I was inspired by this idea when reading more about ROWE or results only work environment. But it’s the problem of defining what counts as ‘results’ that needs fixing for this to work. I do not think its intractable, although some parts are harder than others. But being paid for results is a hell of a lot better than being paid for effort – and it optimizes for results, rather than effort. Say goodbye to projects that go over-budget and past schedule that we’re basically optimizing for now by focusing on effort. “Seriously guys, if we just worked a little harder, we could get this done.”
That kind of thinking could pass into antiquity.

I offer up this market/auction driven approach to the critical masses.  May it be shot down and descend in flames gloriously.


August 10, 2008 - Posted by | Software Culture | , ,

1 Comment »

  1. Part of our value add is deciding how we break large problems down.

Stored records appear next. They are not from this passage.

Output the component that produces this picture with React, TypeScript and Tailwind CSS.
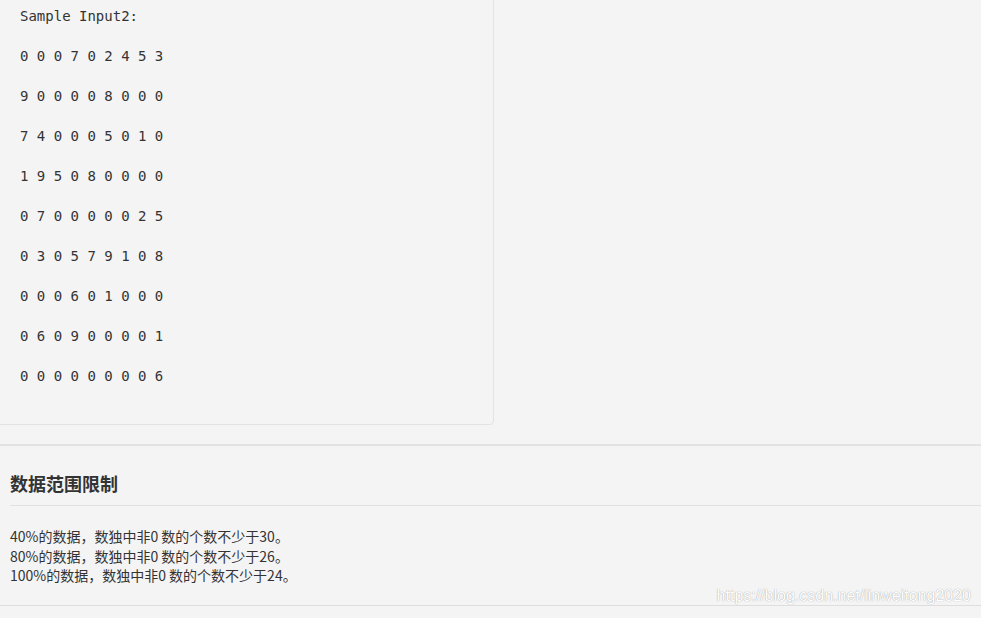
import React from "react";

const rows = [
  "0 0 0 7 0 2 4 5 3",
  "9 0 0 0 0 8 0 0 0",
  "7 4 0 0 0 5 0 1 0",
  "1 9 5 0 8 0 0 0 0",
  "0 7 0 0 0 0 0 2 5",
  "0 3 0 5 7 9 1 0 8",
  "0 0 0 6 0 1 0 0 0",
  "0 6 0 9 0 0 0 0 1",
  "0 0 0 0 0 0 0 0 6",
];

const limits = [
  "40%的数据，数独中非0 数的个数不少于30。",
  "80%的数据，数独中非0 数的个数不少于26。",
  "100%的数据，数独中非0 数的个数不少于24。",
];

function App() {
  return (
    <div className="relative h-[618px] w-[981px] overflow-hidden bg-[#f4f4f4] text-[#333]">
      {/* sample box */}
      <div className="-mt-[20px] -ml-[20px] w-[514px] rounded-[4px] border border-[#e3e3e3] pt-[25px] pb-[38px] pl-[39px]">
        <div
          className="text-[14px] leading-[20px] text-[#333]"
          style={{ fontFamily: '"DejaVu Sans Mono", "Liberation Mono", monospace' }}
        >
          <div>Sample Input2:</div>
          {rows.map((r, i) => (
            <div key={i} className="mt-[20px] whitespace-pre">
              {r}
            </div>
          ))}
        </div>
      </div>

      <div className="mt-[19px] h-[2px] bg-[#e2e2e2]" />

      <div style={{ fontFamily: '"Noto Sans CJK SC", "Liberation Sans", sans-serif' }}>
        <div className="pl-[10px] pt-[25px]">
          <h2 className="text-[18px] font-bold leading-[24px] text-[#333]">数据范围限制</h2>
          <div className="mt-[10px] h-px bg-[#e0e0e0]" />
        </div>
        <div className="px-[10px] pt-[21px] pb-[19px] text-[14px] leading-[19.5px] text-[#333]">
          {limits.map((t, i) => (
            <div key={i}>{t}</div>
          ))}
        </div>
        <div className="h-px bg-[#dedede]" />
      </div>

      <div
        className="absolute right-[10px] bottom-[10px] text-[16px] text-white"
        style={{ fontFamily: '"Liberation Sans", Arial, sans-serif', textShadow: "0 0 1px #8a8a8a" }}
      >
        https://blog.csdn.net/linweitong2020
      </div>
    </div>
  );
}

export default App;
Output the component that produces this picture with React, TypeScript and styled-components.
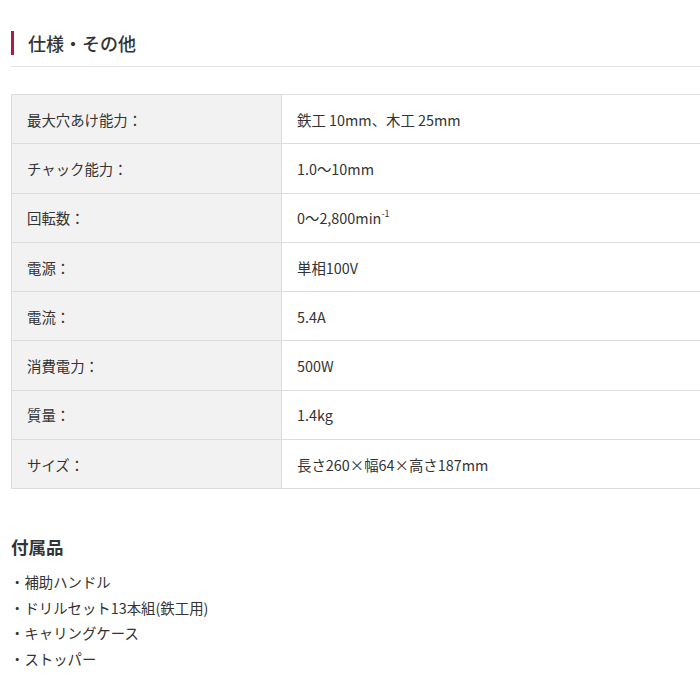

Sometimes, it’s deciding what to code, and what not to code.

    Too often, a clueless manager will ask us to do something incredibly hard – problems legions of phd’s have toiled on to no avail. Or they’ll avoid asking for something they think is hard but is actually trivial.

    We also add value as teams, coaching each other and working on each other’s strengths. These are all difficult things to quantify.

    Having tried rent-a-coder sites to outsource small jobs, I don’t think it’s worth it. We’re more than just piece workers, and our work is devalued when we focus on the details of our work.